There is a remarkably fine copy of John Winthrop's Declaration between the English and the Narrowgansetts, 1645, from the first press in North America, of which only three other copies are known, all in public libraries. Smith's Virginia is on large paper with both portraits and the engraved title in the first state, and with the arms of James I and the Duchess of Richmond quartered on the binding. Of New York interest are the uncut copy of Denton's New York, the first New York Directory, and the New York Charter of 1719, printed by Bradford; Filson's Kentucky with the map in perfect condition, of which not
more than six copies are known; Smith's Advertisement for Planters, 1631; Thomas' Pensilvania, 1628; Wood's New England's Prospect; Eliot's Indian Tracts; Franklin's Cato Major; an uncut copy of Mason's Pequot War, and others of equal importance.
In the later period will be found Longfellow's OutreMer, with the original wrappers preserved and an autograph letter from the author relating to it; Hawthorne's Fanshawe; Lowell's Pioneer; Bryant's Embargo; and the writings of Irving, Holmes, Poe, Whittier, Emerson and others, all first editions.
FRENCH BOOKS constitute in point of actual numbers the largest section of the whole library and number nearly 5,000 titles.
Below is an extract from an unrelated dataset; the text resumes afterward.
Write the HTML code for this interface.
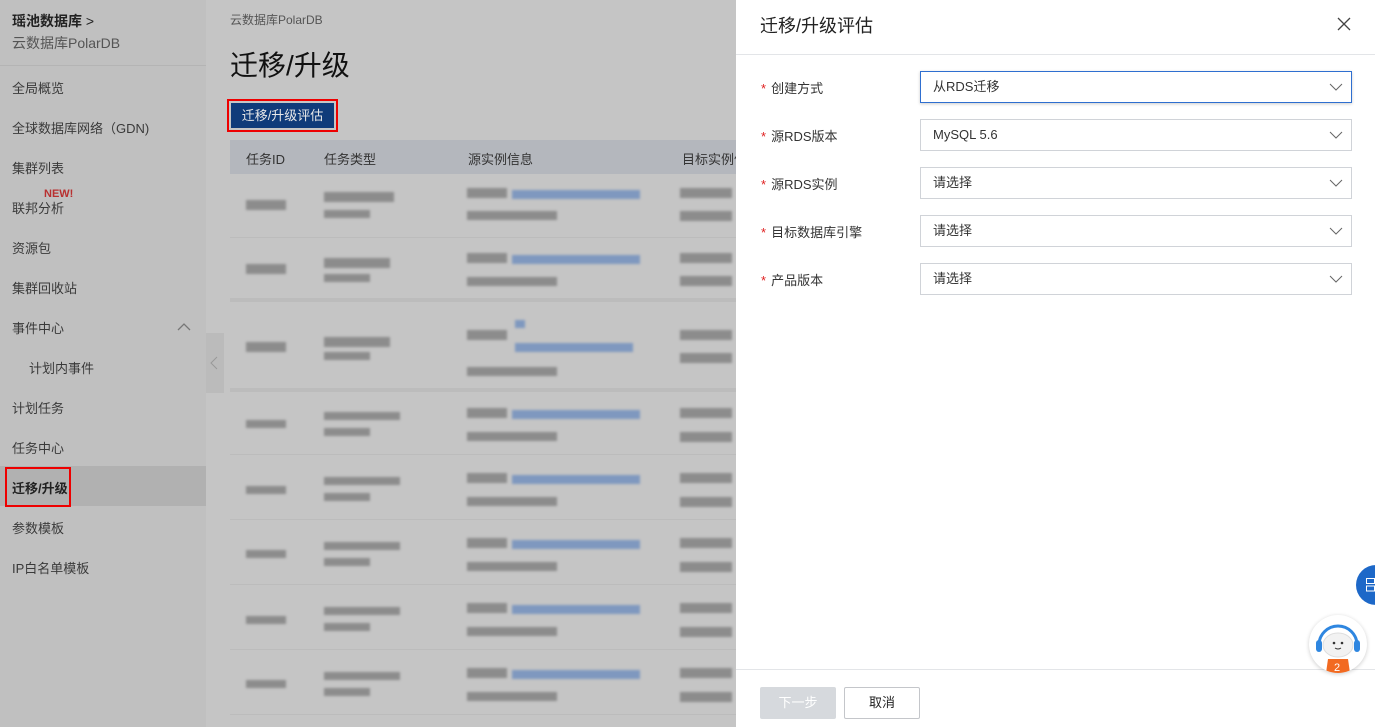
<!DOCTYPE html>
<html><head><meta charset="utf-8"><style>
*{margin:0;padding:0;box-sizing:border-box}
body{width:1375px;height:727px;overflow:hidden;position:relative;font-family:"Liberation Sans","Noto Sans CJK SC",sans-serif;background:#c5c5c5;color:#2b2b2b}
.a{position:absolute}
.side{left:0;top:0;width:206px;height:727px;background:#c0c0c0}
.mi{position:absolute;left:12px;font-size:13px;color:#3a3a3a}
.blk{position:absolute;background:#8c8c8c;filter:blur(1.2px)}
.bl{position:absolute;background:#7f98bf;filter:blur(1.2px)}
.row{position:absolute;left:230px;width:506px;border-bottom:1px solid #bcbcbc}
.lab{position:absolute;left:761px;font-size:13px;color:#333}
.lab b{color:#e02020;font-weight:normal;margin-right:5px}
.sel{position:absolute;left:920px;width:432px;height:32px;border:1px solid #d0d3d8;background:#fff;font-size:13px;color:#333;padding:0 12px;line-height:30px}
.sel svg{position:absolute;right:8px;top:11px}
</style></head><body>
<div class="a side">
<div class="a" style="left:12px;top:11px;font-size:14px;font-weight:bold;color:#222">瑶池数据库 <span style="font-weight:normal">&gt;</span></div>
<div class="a" style="left:12px;top:33px;font-size:14px;color:#555">云数据库PolarDB</div>
<div class="a" style="left:0;top:65px;width:206px;height:1px;background:#b4b4b4"></div>
<div class="mi" style="top:78px">全局概览</div>
<div class="mi" style="top:118px">全球数据库网络（GDN)</div>
<div class="mi" style="top:158px">集群列表</div>
<div class="a" style="left:44px;top:188px;font-size:11px;font-weight:bold;color:#b83030">NEW!</div>
<div class="mi" style="top:198px">联邦分析</div>
<div class="mi" style="top:238px">资源包</div>
<div class="mi" style="top:278px">集群回收站</div>
<div class="mi" style="top:318px">事件中心</div>
<svg class="a" style="left:177px;top:322px" width="14" height="9"><path d="M1 8L7 2L13 8" stroke="#777" fill="none" stroke-width="1.3"/></svg>
<div class="mi" style="top:358px;left:29px">计划内事件</div>
<div class="mi" style="top:398px">计划任务</div>
<div class="mi" style="top:438px">任务中心</div>
<div class="a" style="left:0;top:466px;width:206px;height:40px;background:#b1b1b1"></div>
<div class="mi" style="top:478px;font-weight:bold;color:#222">迁移/升级</div>
<div class="a" style="left:5px;top:467px;width:66px;height:40px;border:2px solid #e00"></div>
<div class="mi" style="top:518px">参数模板</div>
<div class="mi" style="top:558px">IP白名单模板</div>
</div>
<div class="a" style="left:206px;top:333px;width:18px;height:60px;background:#bbbbbb"></div>
<svg class="a" style="left:210px;top:356px" width="8" height="14"><path d="M7 1L1 7L7 13" stroke="#999" fill="none"/></svg>
<div class="a" style="left:230px;top:11px;font-size:12px;color:#555">云数据库PolarDB</div>
<div class="a" style="left:230px;top:44px;font-size:28px;color:#111">迁移/升级</div>
<div class="a" style="left:227px;top:99px;width:111px;height:33px;border:2px solid #e00;padding:2px"><div style="background:#0f3b7a;color:#e8e8e8;font-size:13px;height:25px;line-height:25px;text-align:center">迁移/升级评估</div></div>
<div class="a" style="left:230px;top:140px;width:506px;height:34px;background:#b4b7bd;font-size:13px;color:#333;overflow:hidden;white-space:nowrap">
<span class="a" style="left:16px;top:9px">任务ID</span><span class="a" style="left:94px;top:9px">任务类型</span><span class="a" style="left:238px;top:9px">源实例信息</span><span class="a" style="left:452px;top:9px">目标实例信息</span></div>
<div class="row" style="top:174px;height:64px"></div>
<div class="row" style="top:238px;height:64px;border-bottom:4px solid #bcbcbc"></div>
<div class="row" style="top:302px;height:90px;border-bottom:4px solid #bcbcbc"></div>
<div class="row" style="top:392px;height:63px"></div>
<div class="row" style="top:455px;height:65px"></div>
<div class="row" style="top:520px;height:65px"></div>
<div class="row" style="top:585px;height:65px"></div>
<div class="row" style="top:650px;height:65px"></div>
<div class="blk" style="left:246px;top:200px;width:40px;height:10px"></div>
<div class="blk" style="left:324px;top:192px;width:70px;height:10px"></div><div class="blk" style="left:324px;top:210px;width:46px;height:8px"></div>
<div class="blk" style="left:467px;top:188px;width:40px;height:10px"></div><div class="bl" style="left:512px;top:190px;width:128px;height:9px"></div><div class="blk" style="left:467px;top:211px;width:90px;height:9px"></div>
<div class="blk" style="left:680px;top:188px;width:52px;height:10px"></div><div class="blk" style="left:680px;top:211px;width:52px;height:10px"></div>
<div class="blk" style="left:246px;top:264px;width:40px;height:10px"></div>
<div class="blk" style="left:324px;top:258px;width:66px;height:10px"></div><div class="blk" style="left:324px;top:274px;width:46px;height:8px"></div>
<div class="blk" style="left:467px;top:253px;width:40px;height:10px"></div><div class="bl" style="left:512px;top:255px;width:128px;height:9px"></div><div class="blk" style="left:467px;top:277px;width:90px;height:9px"></div>
<div class="blk" style="left:680px;top:253px;width:52px;height:10px"></div><div class="blk" style="left:680px;top:276px;width:52px;height:10px"></div>
<div class="blk" style="left:246px;top:342px;width:40px;height:10px"></div>
<div class="blk" style="left:324px;top:337px;width:66px;height:10px"></div><div class="blk" style="left:324px;top:352px;width:46px;height:8px"></div>
<div class="blk" style="left:467px;top:330px;width:40px;height:10px"></div><div class="bl" style="left:515px;top:320px;width:10px;height:8px"></div><div class="bl" style="left:515px;top:343px;width:118px;height:9px"></div><div class="blk" style="left:467px;top:367px;width:90px;height:9px"></div>
<div class="blk" style="left:680px;top:330px;width:52px;height:10px"></div><div class="blk" style="left:680px;top:353px;width:52px;height:10px"></div>
<div class="blk" style="left:246px;top:420px;width:40px;height:8px"></div>
<div class="blk" style="left:324px;top:412px;width:76px;height:8px"></div><div class="blk" style="left:324px;top:428px;width:46px;height:8px"></div>
<div class="blk" style="left:467px;top:408px;width:40px;height:10px"></div><div class="bl" style="left:512px;top:410px;width:128px;height:9px"></div><div class="blk" style="left:467px;top:432px;width:90px;height:9px"></div>
<div class="blk" style="left:680px;top:408px;width:52px;height:10px"></div><div class="blk" style="left:680px;top:432px;width:52px;height:10px"></div>
<div class="blk" style="left:246px;top:486px;width:40px;height:8px"></div>
<div class="blk" style="left:324px;top:477px;width:76px;height:8px"></div><div class="blk" style="left:324px;top:493px;width:46px;height:8px"></div>
<div class="blk" style="left:467px;top:473px;width:40px;height:10px"></div><div class="bl" style="left:512px;top:475px;width:128px;height:9px"></div><div class="blk" style="left:467px;top:497px;width:90px;height:9px"></div>
<div class="blk" style="left:680px;top:473px;width:52px;height:10px"></div><div class="blk" style="left:680px;top:497px;width:52px;height:10px"></div>
<div class="blk" style="left:246px;top:550px;width:40px;height:8px"></div>
<div class="blk" style="left:324px;top:542px;width:76px;height:8px"></div><div class="blk" style="left:324px;top:558px;width:46px;height:8px"></div>
<div class="blk" style="left:467px;top:538px;width:40px;height:10px"></div><div class="bl" style="left:512px;top:540px;width:128px;height:9px"></div><div class="blk" style="left:467px;top:562px;width:90px;height:9px"></div>
<div class="blk" style="left:680px;top:538px;width:52px;height:10px"></div><div class="blk" style="left:680px;top:562px;width:52px;height:10px"></div>
<div class="blk" style="left:246px;top:616px;width:40px;height:8px"></div>
<div class="blk" style="left:324px;top:607px;width:76px;height:8px"></div><div class="blk" style="left:324px;top:623px;width:46px;height:8px"></div>
<div class="blk" style="left:467px;top:603px;width:40px;height:10px"></div><div class="bl" style="left:512px;top:605px;width:128px;height:9px"></div><div class="blk" style="left:467px;top:627px;width:90px;height:9px"></div>
<div class="blk" style="left:680px;top:603px;width:52px;height:10px"></div><div class="blk" style="left:680px;top:627px;width:52px;height:10px"></div>
<div class="blk" style="left:246px;top:680px;width:40px;height:8px"></div>
<div class="blk" style="left:324px;top:672px;width:76px;height:8px"></div><div class="blk" style="left:324px;top:688px;width:46px;height:8px"></div>
<div class="blk" style="left:467px;top:668px;width:40px;height:10px"></div><div class="bl" style="left:512px;top:670px;width:128px;height:9px"></div><div class="blk" style="left:467px;top:692px;width:90px;height:9px"></div>
<div class="blk" style="left:680px;top:668px;width:52px;height:10px"></div><div class="blk" style="left:680px;top:692px;width:52px;height:10px"></div>
<div class="a" style="left:736px;top:0;width:639px;height:727px;background:#fff">
<div class="a" style="left:24px;top:12px;font-size:18px;color:#222">迁移/升级评估</div>
<svg class="a" style="left:601px;top:17px" width="14" height="14"><path d="M1 1L13 13M13 1L1 13" stroke="#444" stroke-width="1.3"/></svg>
<div class="a" style="left:0;top:54px;width:639px;height:1px;background:#e3e5e8"></div>
<div class="a" style="left:0;top:669px;width:639px;height:1px;background:#e3e5e8"></div>
<div class="a" style="left:24px;top:687px;width:76px;height:32px;background:#d6d9dd;border-radius:2px;color:#fff;font-size:13px;text-align:center;line-height:32px">下一步</div>
<div class="a" style="left:108px;top:687px;width:76px;height:32px;border:1px solid #c4c6ca;border-radius:2px;color:#222;font-size:13px;text-align:center;line-height:30px">取消</div>
</div>
<div class="lab" style="top:78px"><b>*</b>创建方式</div>
<div class="lab" style="top:126px"><b>*</b>源RDS版本</div>
<div class="lab" style="top:174px"><b>*</b>源RDS实例</div>
<div class="lab" style="top:222px"><b>*</b>目标数据库引擎</div>
<div class="lab" style="top:270px"><b>*</b>产品版本</div>
<div class="sel" style="top:71px;border-color:#2f6fd0;box-shadow:0 1px 3px rgba(0,0,0,.2)">从RDS迁移<svg width="14" height="9"><path d="M1 1L7 7L13 1" stroke="#666" fill="none"/></svg></div>
<div class="sel" style="top:119px">MySQL 5.6<svg width="14" height="9"><path d="M1 1L7 7L13 1" stroke="#666" fill="none"/></svg></div>
<div class="sel" style="top:167px">请选择<svg width="14" height="9"><path d="M1 1L7 7L13 1" stroke="#666" fill="none"/></svg></div>
<div class="sel" style="top:215px">请选择<svg width="14" height="9"><path d="M1 1L7 7L13 1" stroke="#666" fill="none"/></svg></div>
<div class="sel" style="top:263px">请选择<svg width="14" height="9"><path d="M1 1L7 7L13 1" stroke="#666" fill="none"/></svg></div>
<div class="a" style="left:1356px;top:565px;width:40px;height:40px;border-radius:50%;background:#1d68c8"></div>
<svg class="a" style="left:1366px;top:578px" width="10" height="14"><rect x="0.5" y="0.5" width="8" height="5" fill="none" stroke="#fff"/><rect x="0.5" y="8" width="8" height="5" fill="none" stroke="#fff"/></svg>
<div class="a" style="left:1309px;top:615px;width:58px;height:58px;border-radius:50%;background:#fff;box-shadow:0 1px 4px rgba(0,0,0,.2);overflow:hidden">
<svg width="58" height="58"><path d="M10 30A19 19 0 0 1 48 30" stroke="#2e86e0" stroke-width="3" fill="none"/><ellipse cx="29" cy="30" rx="15" ry="12" fill="#f2f2f2" stroke="#ddd"/><rect x="7" y="25" width="6" height="12" rx="3" fill="#2e86e0"/><rect x="45" y="25" width="6" height="12" rx="3" fill="#2e86e0"/><circle cx="25" cy="28" r="1.3" fill="#333"/><circle cx="33" cy="28" r="1.3" fill="#333"/><path d="M26 33Q29 35 32 33" stroke="#333" fill="none"/><path d="M17 58L19 44H39L41 58Z" fill="#f26a21"/><text x="25" y="56" font-size="11" fill="#fff" font-family="Liberation Sans">2</text></svg></div>
</body></html>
There are a large number of first and other early Editions of the French Classical authors, while the beautiful Eighteenth Century Illustrated Books cannot fail to attract attention. As would naturally be expected from the fact that Mr. Hoe was a member of the Société des Amis des Livres, he was especially interested in modern French works. A large number of these books, as may be seen from the Catalogue, are Limited Editions printed on special paper, the plates in several states, while many contain the original Water-Color Drawings used for the production of the Illustrations. Moreover, they are almost all most sumptuously bound "in their redolent crushed levant.'
AUTOGRAPHS AND MANUSCRIPTS: One of the letters from Robert Burns to "Clarinda " and the manuscripts of three poems, one unpublished; the manuscript of Scott's Life of Swift, and an important letter relating to Napoleon; a document signed by Oliver Cromwell; a full letter in the hand of Cardinal Richelieu; a letter from Sterne mentioning Tristram Shandy; a letter from Carlyle on the American Civil War; a letter from David Garrick and one from Horace Walpole; the signatures of Killigrew and Congreve; some remarkable manuscripts of Washington Irving, including extracts from Washington's Diary, the manuscript of his Life of Oliver Goldsmith and his revised copy for the 1853 edition of Knickerbocker's History of New York.
The above very imperfect summary includes a number of important works which do not appear in the first Catalogue. Part I comprises only about one-fourth of the library and it is proposed to hold three additional sales, the dates of which will be announced hereafter.